Our last question comes from David Larsen with Leerink Swann. David Larsen - Leerink Swann LLC, Research Division: Can you just comment, please, on your hospital IT customers' conversion process from Horizon over to Paragon? Our data is coming back pretty positive in terms of your retention of those Horizon clients. I mean, I imagine these Paragon GA items have -- are associated with that? John H. Hammergren: Thank you for the question. Yes, our data would also indicate that our transition of Horizon customers to Paragon is ahead of the expectations that we had. And the customers that have made these early decisions to make that transition I think have done so with a view that Paragon is the platform of choice, both in terms of its features and function, but also in its total cost of ownership. And as you point out, the further development of the product line and the GAs that we've announced helped solidify the customer's view that this is the product of choice going forward. So we are pleased with the progress. That's not to say that we don't have more work to do and that there aren't existing Horizon customers that are still asking themselves the question of whether or not they should invest in somebody else's platform or if they should take advantage of this unique opportunity to convert to Paragon. So we're hopeful that we will continue to make that progress. I want to thank you, operator, and I want to also thank all of you on the call for your time today.

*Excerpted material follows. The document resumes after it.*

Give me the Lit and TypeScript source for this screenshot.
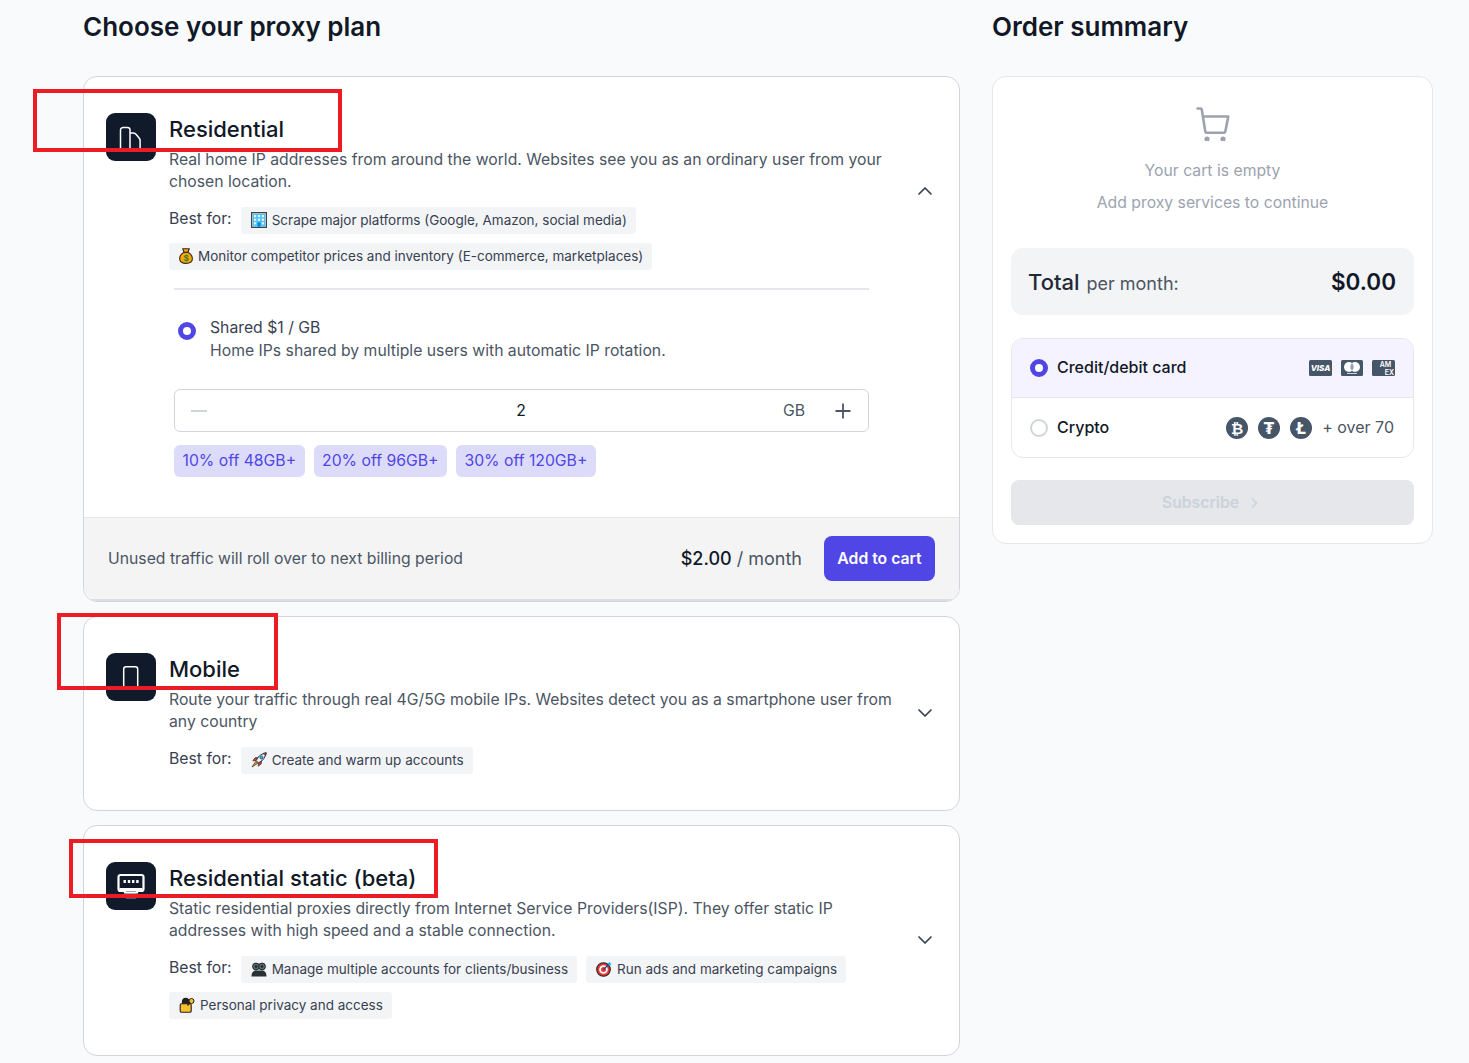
import { LitElement, html, css } from "lit";
import { customElement } from "lit/decorators.js";

const office = html`<svg class="emo" width="16" height="16" viewBox="0 0 16 16"><rect x=".6" y=".6" width="14.8" height="14.8" fill="#cfd8dc" stroke="#37474f" stroke-width="1.2"/><rect x="2" y="2" width="12" height="12.5" fill="#4fc3f7"/><g fill="#e1f5fe"><rect x="3" y="3" width="2.2" height="2.2"/><rect x="6.9" y="3" width="2.2" height="2.2"/><rect x="10.8" y="3" width="2.2" height="2.2"/><rect x="3" y="6.6" width="2.2" height="2.2"/><rect x="6.9" y="6.6" width="2.2" height="2.2"/><rect x="10.8" y="6.6" width="2.2" height="2.2"/><rect x="3" y="10.2" width="2.2" height="2.2"/><rect x="10.8" y="10.2" width="2.2" height="2.2"/></g><rect x="6.6" y="10.4" width="2.8" height="4.4" fill="#0288d1"/></svg>`;
const bag = html`<svg class="emo" width="14" height="16" viewBox="0 0 14 16"><path d="M3.800 .8h6.400L9 4.200c2.800 1.600 4.400 4 4.400 6.300 0 3.300-2.800 4.900-6.400 4.900S.6 13.800.6 10.500c0-2.300 1.600-4.700 4.400-6.300z" fill="#f5a800" stroke="#3e2723" stroke-width="1.100"/><path d="M4.800 4.300h4.400" stroke="#3e2723" stroke-width="1.200"/><text x="7" y="13" text-anchor="middle" font-size="8" font-weight="700" font-family="Inter,sans-serif" fill="#2e7d32">$</text></svg>`;
const rocket = html`<svg class="emo" width="16" height="16" viewBox="0 0 16 16"><path d="M5 8.500C7 4 11 1.500 15.200.8 14.500 5 12 9 7.500 11z" fill="#e3f2fd" stroke="#263238" stroke-width="1"/><path d="M12 1.500c1 .4 2 1.400 2.500 2.500l.7-3.200z" fill="#e53935" stroke="#263238" stroke-width=".7"/><circle cx="10.500" cy="5.500" r="1.500" fill="#29b6f6" stroke="#263238" stroke-width=".7"/><path d="M5 8.500 1.800 8.800 4 5.800 7 5.500zM7.500 11l-.3 3.200 3-2.200.3-3z" fill="#e53935" stroke="#263238" stroke-width=".7"/><path d="M4.800 9.300 1 15l5.800-3.800z" fill="#ff9800" stroke="#263238" stroke-width=".7"/></svg>`;
const people = html`<svg class="emo" width="16" height="16" viewBox="0 0 16 16"><circle cx="5" cy="5.500" r="3.400" fill="#546e7a" stroke="#212121"/><circle cx="11" cy="5.500" r="3.400" fill="#546e7a" stroke="#212121"/><circle cx="5" cy="5.500" r="1.300" fill="#212121"/><circle cx="11" cy="5.500" r="1.300" fill="#212121"/><path d="M.5 15.500c0-3.500 1.500-6 4.500-6h6c3 0 4.500 2.500 4.500 6z" fill="#263238"/></svg>`;
const target = html`<svg class="emo" width="16" height="16" viewBox="0 0 16 16"><circle cx="7.500" cy="8.500" r="6.800" fill="#e53935" stroke="#212121" stroke-width="1.100"/><circle cx="7.500" cy="8.500" r="4.300" fill="#fff"/><circle cx="7.500" cy="8.500" r="2.500" fill="#e53935"/><path d="M7.500 8.500 13.500 2.500" stroke="#0d47a1" stroke-width="1.100"/><path d="M11.500 2.500 14 .8l.4 1.600 1.400.4-2 2.200z" fill="#29b6f6"/></svg>`;
const lock = html`<svg class="emo" width="16" height="16" viewBox="0 0 16 16"><path d="M3.500 7V4.500a3.200 3.200 0 0 1 6.400 0V7" fill="#212121" stroke="#212121" stroke-width="1.200"/><rect x="1.200" y="6.800" width="11" height="8.400" rx="1.300" fill="#fbc02d" stroke="#212121" stroke-width="1.100"/><circle cx="12.500" cy="4" r="2.500" fill="#fbc02d" stroke="#212121"/><path d="M11 5.500 8.500 8.500" stroke="#212121" stroke-width="1.300"/></svg>`;

const chevUp = html`<svg width="24" height="24" viewBox="0 0 24 24" fill="none" stroke="#374151" stroke-width="1.700" stroke-linecap="round" stroke-linejoin="round"><path d="M6 15l6-6 6 6"/></svg>`;
const chevDown = html`<svg width="24" height="24" viewBox="0 0 24 24" fill="none" stroke="#374151" stroke-width="1.700" stroke-linecap="round" stroke-linejoin="round"><path d="M6 9l6 6 6-6"/></svg>`;

const buildingIcon = html`<svg width="24" height="24" viewBox="0 0 24 24" fill="none" stroke="#fff" stroke-width="1.500" stroke-linejoin="round"><path d="M1.500 24V5A2.500 2.500 0 0 1 4 2.500h4.500A2.500 2.500 0 0 1 11 5v19"/><path d="M11 8h3.500c1 0 1.900.5 2.500 1.300l3.300 4c.5.7.8 1.400.8 2.300V24"/></svg>`;
const phoneIcon = html`<svg width="24" height="24" viewBox="0 0 24 24" fill="none" stroke="#fff" stroke-width="1.500"><rect x="4.700" y="1.700" width="14" height="24" rx="2.500"/></svg>`;
const portIcon = html`<svg width="30" height="30" viewBox="0 0 30 30"><rect x="10" y="20" width="10" height="8" fill="#4b5563"/><path d="M2.500 6a2 2 0 0 1 2-2h21a2 2 0 0 1 2 2v12a2 2 0 0 1-2 2h-4.500v1.500H9V20H4.500a2 2 0 0 1-2-2z" fill="#111a2b" stroke="#fff" stroke-width="2.200"/><rect x="3.500" y="17" width="23" height="3.200" fill="#fff"/><g fill="#fff"><rect x="7.500" y="9" width="2.400" height="3"/><rect x="11.800" y="9" width="2.400" height="3"/><rect x="16" y="9" width="2.400" height="3"/><rect x="20.200" y="9" width="2.400" height="3"/></g></svg>`;

const cartIcon = html`<svg width="34" height="34" viewBox="0 0 34 34" fill="none"><path d="M1.500 1.500h3c.7 0 1.200.5 1.300 1.100L9.300 24.600c.1.700.6 1.100 1.300 1.100h17.400c.7 0 1.200-.5 1.300-1.100L32.300 9.500H7" stroke="#9ca3af" stroke-width="2.600" stroke-linecap="round" stroke-linejoin="round"/><circle cx="11" cy="32" r="2.600" fill="#9ca3af"/><circle cx="27" cy="32" r="2.600" fill="#9ca3af"/></svg>`;

const visa = html`<svg width="23" height="16" viewBox="0 0 23 16"><rect width="23" height="16" rx="1.500" fill="#475569"/><text x="11.500" y="11" text-anchor="middle" font-size="8" font-weight="800" font-style="italic" font-family="Inter,sans-serif" fill="#fff">VISA</text></svg>`;
const mc = html`<svg width="22" height="16" viewBox="0 0 22 16"><rect width="22" height="16" rx="1.500" fill="#475569"/><circle cx="8" cy="7" r="5" fill="#fff"/><circle cx="14" cy="7" r="5" fill="#fff"/><path d="M11 3.200a5 5 0 0 1 0 7.600 5 5 0 0 1 0-7.600z" fill="#94a3b8"/><rect x="6" y="13" width="10" height="1" fill="#cbd5e1"/></svg>`;
const amex = html`<svg width="23" height="16" viewBox="0 0 23 16"><rect width="23" height="16" rx="1.500" fill="#475569"/><text x="13.500" y="7" text-anchor="middle" font-size="7" font-weight="600" font-family="Inter,sans-serif" fill="#fff">AM</text><text x="17.500" y="14.500" text-anchor="middle" font-size="7" font-weight="600" font-family="Inter,sans-serif" fill="#fff">EX</text></svg>`;
const coin = (g: string) => html`<svg width="22" height="22" viewBox="0 0 22 22"><circle cx="11" cy="11" r="11" fill="#475569"/><text x="11" y="16.500" text-anchor="middle" font-size="15" font-weight="700" font-family="DejaVu Sans,sans-serif" fill="#fff">${g}</text></svg>`;

@customElement("app-root")
export class AppRoot extends LitElement {
  static styles = css`
    :host { display: block; background: #f9fafb; font-family: Inter, "Noto Sans", sans-serif; color: #111827; position: relative; overflow: hidden; height: 1063px; }
    .page { display: grid; grid-template-columns: 877px 441px; column-gap: 32px; padding-left: 83px; }
    h2 { margin: 11px 0 33px; font-size: 26px; line-height: 32px; font-weight: 600; color: #111827; }
    .stack { display: flex; flex-direction: column; gap: 14px; }
    .card { background: #fff; border: 1px solid #d1d5db; border-radius: 14px; overflow: hidden; }
    .head { display: flex; align-items: center; padding: 36px 22px 36px; }
    .open .head { padding-bottom: 18px; }
    .main { display: flex; flex: 1; gap: 13px; align-items: flex-start; }
    .ico { width: 50px; height: 48px; flex: none; border-radius: 9px; background: #111a2b; display: flex; align-items: center; justify-content: center; }
    .txt { width: 728px; }
    .title { font-size: 22px; line-height: 32px; font-weight: 500; color: #111827; margin-bottom: 4px; }
    .desc { font-size: 15.750px; line-height: 22px; color: #4b5563; }
    .tags { display: flex; flex-wrap: wrap; gap: 9px; margin-top: 14px; align-items: flex-start; }
    .lbl { font-size: 15.750px; line-height: 22px; color: #374151; padding-top: 1px; }
    .chip { display: flex; align-items: center; gap: 5px; box-sizing: border-box; height: 27px; padding: 0 9px 1px 10px; background: #f3f4f6; border-radius: 3px; font-size: 13.500px; color: #374151; white-space: nowrap; }
    .emo { flex: none; }
    .chev { width: 24px; height: 24px; flex: none; margin-bottom: 2px; }
    .body { margin: 0 90px 40px 90px; }
    .rule { height: 2px; background: #e5e7eb; }
    .opt { display: flex; gap: 14px; margin-top: 26px; padding-left: 4px; }
    .radio { width: 18px; height: 18px; box-sizing: border-box; border-radius: 50%; border: 5.500px solid #4f46e5; background: #fff; flex: none; }
    .opt .radio { margin-top: 6px; }
    .opt-t { font-size: 15.750px; line-height: 23px; color: #374151; }
    .opt-d { font-size: 15.750px; line-height: 23px; color: #4b5563; }
    .step { display: grid; grid-template-columns: 1fr auto 1fr; align-items: center; height: 43px; box-sizing: border-box; margin-top: 27px; border: 1px solid #d1d5db; border-radius: 6px; padding: 0 17px 0 16px; font-size: 15.750px; }
    .minus { width: 16px; height: 2px; background: #d1d5db; }
    .num { color: #111827; }
    .right { display: flex; justify-content: flex-end; align-items: center; gap: 30px; }
    .unit { color: #4b5563; }
    .plus { width: 16px; height: 16px; }
    .disc { display: flex; gap: 9px; margin-top: 13px; }
    .d { height: 32px; line-height: 32px; padding: 0 8.500px; background: #dddbfa; color: #4f46e5; border-radius: 6px; font-size: 15.750px; }
    .foot { display: flex; align-items: center; height: 84px; box-sizing: border-box; padding: 0 24px; background: #f4f4f5; border-top: 1px solid #e5e7eb; border-bottom: 2px solid #dcdde3; font-size: 15.750px; color: #4b5563; }
    .foot .note { flex: 1; }
    .price { font-size: 18px; color: #4b5563; margin-right: 22px; }
    .price b { font-weight: 500; color: #111827; }
    .btn { width: 111px; height: 45px; border-radius: 8px; background: #4f46e5; color: #fff; border: 0; font: 600 15.750px Inter, sans-serif; }
    .side { background: #fff; border: 1px solid #e5e7eb; border-radius: 14px; padding: 30px 18px 18px; }
    .empty { display: flex; flex-direction: column; align-items: center; font-size: 15.750px; line-height: 24px; color: #9ca3af; }
    .empty p { margin: 8px 0 0; }
    .empty svg { margin-bottom: 10px; }
    .total { display: flex; align-items: center; justify-content: space-between; height: 67px; margin-top: 33px; padding: 0 18px 0 17px; background: #f3f4f6; border-radius: 12px; }
    .total .l { font-size: 22px; font-weight: 500; color: #1f2937; }
    .total .l span { font-size: 18px; font-weight: 400; color: #4b5563; margin-left: 1px; }
    .total .v { font-size: 22.500px; font-weight: 600; color: #111827; }
    .pay { margin-top: 23px; border: 1px solid #e5e7eb; border-radius: 12px; overflow: hidden; }
    .row { display: flex; align-items: center; box-sizing: border-box; height: 59px; padding: 0 19px 0 18px; gap: 9px; font-size: 16px; font-weight: 500; color: #111827; }
    .row.sel { background: #f5f3ff; border-bottom: 1px solid #e5e7eb; padding-right: 18px; }
    .row .sp { flex: 1; }
    .nm { margin-bottom: 2px; }
    .off { width: 18px; height: 18px; box-sizing: border-box; border-radius: 50%; border: 2px solid #d1d5db; background: #fff; }
    .logos { display: flex; align-items: center; gap: 9px; }
    .logos.c { gap: 10px; }
    .over { font-size: 16px; font-weight: 400; color: #4b5563; margin-bottom: 2px; }
    .sub { display: flex; align-items: center; justify-content: center; gap: 10px; height: 45px; margin-top: 22px; background: #e5e7eb; border-radius: 8px; color: #cbd2d9; font-size: 15.750px; font-weight: 600; }
    .mark { position: absolute; box-sizing: border-box; border: 4px solid #ed1c24; pointer-events: none; }
    .m1 { left: 33px; top: 89px; width: 309px; height: 63px; }
    .m2 { left: 57px; top: 613px; width: 221px; height: 77px; }
    .m3 { left: 69px; top: 839px; width: 369px; height: 59px; }
  `;

  render() {
    return html`
      <div class="page">
        <div>
          <h2>Choose your proxy plan</h2>
          <div class="stack">
            <section class="card open">
              <div class="head">
                <div class="main">
                  <div class="ico">${buildingIcon}</div>
                  <div class="txt">
                    <div class="title">Residential</div>
                    <div class="desc">Real home IP addresses from around the world. Websites see you as an ordinary user from your chosen location.</div>
                    <div class="tags">
                      <span class="lbl">Best for:</span>
                      <span class="chip">${office}Scrape major platforms (Google, Amazon, social media)</span>
                      <span class="chip">${bag}Monitor competitor prices and inventory (E-commerce, marketplaces)</span>
                    </div>
                  </div>
                </div>
                <span class="chev">${chevUp}</span>
              </div>
              <div class="body">
                <div class="rule"></div>
                <div class="opt">
                  <span class="radio"></span>
                  <div>
                    <div class="opt-t">Shared $1 / GB</div>
                    <div class="opt-d">Home IPs shared by multiple users with automatic IP rotation.</div>
                  </div>
                </div>
                <div class="step">
                  <span class="minus"></span>
                  <span class="num">2</span>
                  <span class="right">
                    <span class="unit">GB</span>
                    <svg class="plus" viewBox="0 0 16 16" stroke="#4b5563" stroke-width="1.800"><path d="M8 .5v15M.5 8h15"/></svg>
                  </span>
                </div>
                <div class="disc">
                  <span class="d">10% off 48GB+</span>
                  <span class="d">20% off 96GB+</span>
                  <span class="d">30% off 120GB+</span>
                </div>
              </div>
              <div class="foot">
                <span class="note">Unused traffic will roll over to next billing period</span>
                <span class="price"><b>$2.00</b> / month</span>
                <button class="btn">Add to cart</button>
              </div>
            </section>

            <section class="card">
              <div class="head">
                <div class="main">
                  <div class="ico">${phoneIcon}</div>
                  <div class="txt">
                    <div class="title">Mobile</div>
                    <div class="desc">Route your traffic through real 4G/5G mobile IPs. Websites detect you as a smartphone user from any country</div>
                    <div class="tags">
                      <span class="lbl">Best for:</span>
                      <span class="chip">${rocket}Create and warm up accounts</span>
                    </div>
                  </div>
                </div>
                <span class="chev">${chevDown}</span>
              </div>
            </section>

            <section class="card">
              <div class="head">
                <div class="main">
                  <div class="ico">${portIcon}</div>
                  <div class="txt">
                    <div class="title">Residential static (beta)</div>
                    <div class="desc">Static residential proxies directly from Internet Service Providers(ISP). They offer static IP addresses with high speed and a stable connection.</div>
                    <div class="tags">
                      <span class="lbl">Best for:</span>
                      <span class="chip">${people}Manage multiple accounts for clients/business</span>
                      <span class="chip">${target}Run ads and marketing campaigns</span>
                      <span class="chip">${lock}Personal privacy and access</span>
                    </div>
                  </div>
                </div>
                <span class="chev">${chevDown}</span>
              </div>
            </section>
          </div>
        </div>

        <div>
          <h2>Order summary</h2>
          <aside class="side">
            <div class="empty">
              ${cartIcon}
              <p>Your cart is empty</p>
              <p>Add proxy services to continue</p>
            </div>
            <div class="total">
              <span class="l">Total <span>per month:</span></span>
              <span class="v">$0.00</span>
            </div>
            <div class="pay">
              <div class="row sel">
                <span class="radio"></span>
                <span class="nm">Credit/debit card</span>
                <span class="sp"></span>
                <span class="logos">${visa}${mc}${amex}</span>
              </div>
              <div class="row">
                <span class="off"></span>
                <span class="nm">Crypto</span>
                <span class="sp"></span>
                <span class="logos c">${coin("₿")}${coin("₮")}${coin("Ł")}<span class="over">+ over 70</span></span>
              </div>
            </div>
            <div class="sub">Subscribe
              <svg width="14" height="12" viewBox="0 0 14 12" fill="none" stroke="#cbd2d9" stroke-width="1.500"><path d="M3 1.500 7.500 6 3 10.500"/></svg>
            </div>
          </aside>
        </div>
      </div>
      <div class="mark m1"></div>
      <div class="mark m2"></div>
      <div class="mark m3"></div>
    `;
  }
}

I'm extremely pleased with our strong first quarter performance and excited about the opportunities that lie ahead. And I also want to recognize the outstanding performance of all of our employees and their contribution to these great results. And I'll hand the call off to Erin for her review of upcoming events for the financial community. Erin?
Thank you, John. I have a preview of an upcoming event. On November 12, we will present at the Credit Suisse Health Care Conference in Scottsdale, Arizona. We will release second quarter earnings in late October. Thank you for your attention today and goodbye.
And that concludes today's conference. Thank you for your participation.